STILLWATER — Tommy Tuberville will be strolling the sidelines Saturday in Stillwater.
Hold onto your headsets.
Last week during a struggle of a game against lowly Kansas, the Texas Tech coach slapped the headset right off one of his graduate assistants. Then, he gave the lamest excuse of all time.
“He was on the field, and I reached to grab him and pull him off,” Tuberville said after the game. “When I pulled, I missed his shirt and I grabbed his (headset) and his microphone ripped off his head.”
If you're one of the million-plus people who've watched the incident on YouTube, you know that ain't true.
Not only has Tuberville avoided suspension but also any sort of public reprimand from his employer. He will coach his team at Oklahoma State this Saturday afternoon as though nothing happened last Saturday afternoon.
Where's the adult supervision at Texas Tech?
I'm not suggesting that the school should fire Tuberville. The coach has a pristine record of good behavior in three-plus decades of coaching.
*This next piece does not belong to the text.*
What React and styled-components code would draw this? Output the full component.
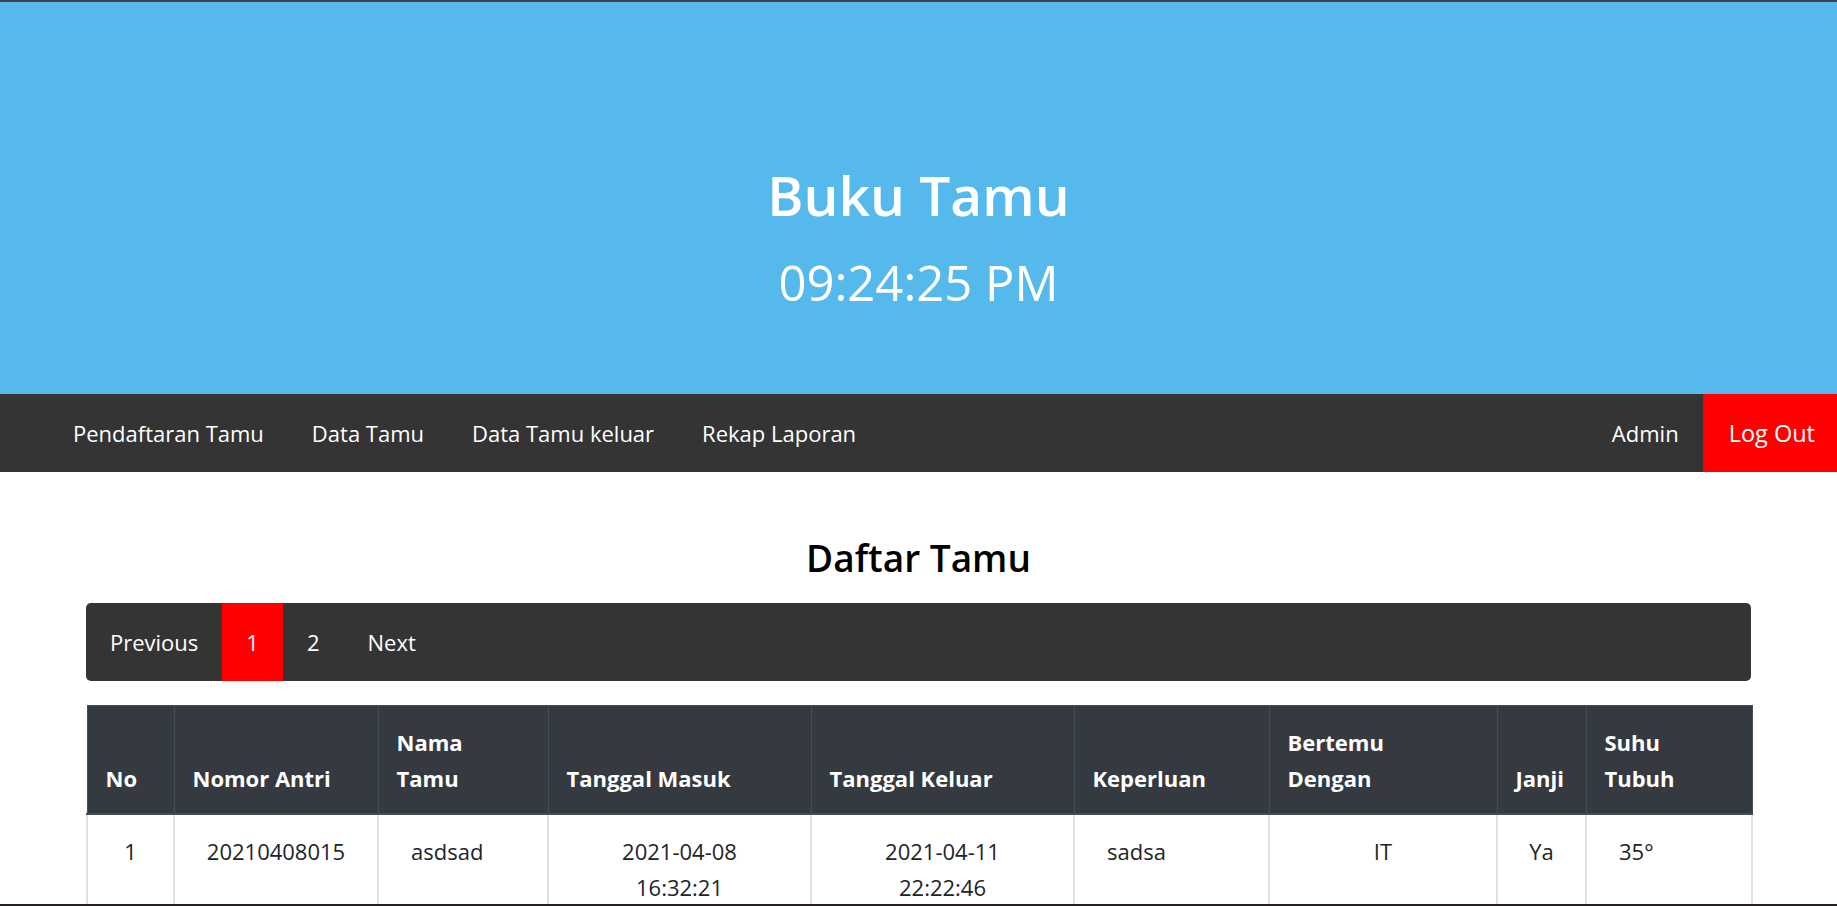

But that doesn't exempt him from punishment.
As soon as he swiped anywhere in the vicinity of his grad assistant's face, a line was crossed.
And if he does that on the sidelines with 55,000 sitting in the stands and millions more watching on TV, you have to wonder what he might be doing when no one is watching.
The Big 12 issued a reprimand.
Texas Tech's response?
This is the same school that has had two high-profile scandals involving coaches and their treatment of others. A few years ago, Mike Leach was accused of having injured player Adam James locked in a shed; Leach was fired. Then earlier this year, Billy Gillispie came under fire when several basketball players said his hard-nosed style bordered on abuse; Gillispie, whom the school reprimanded for violating practice-time limits, has since resigned for health reasons.
And, of course, Texas Tech was the final stop for Bob Knight, president of the Coaches Behaving Badly Club.
But now, Texas Tech is doing nothing about Tuberville. It sends an extremely mixed message.
Behavior like this isn't OK — until it is.
Tuberville did apologize to the grad assistant, Kevin Oliver, for his actions.
“After watching the film when I got home,” he said Monday, “it was obvious what a lot of people were upset about and it upset me, too.”
According to media reports during that press conference, Tuberville got emotional while talking about the incident.
Hey, that's good. He feels badly. He is contrite.
But that doesn't change the fact that he deserves to be punished for what he did. He should be sitting in Lubbock, not coaching in Stillwater.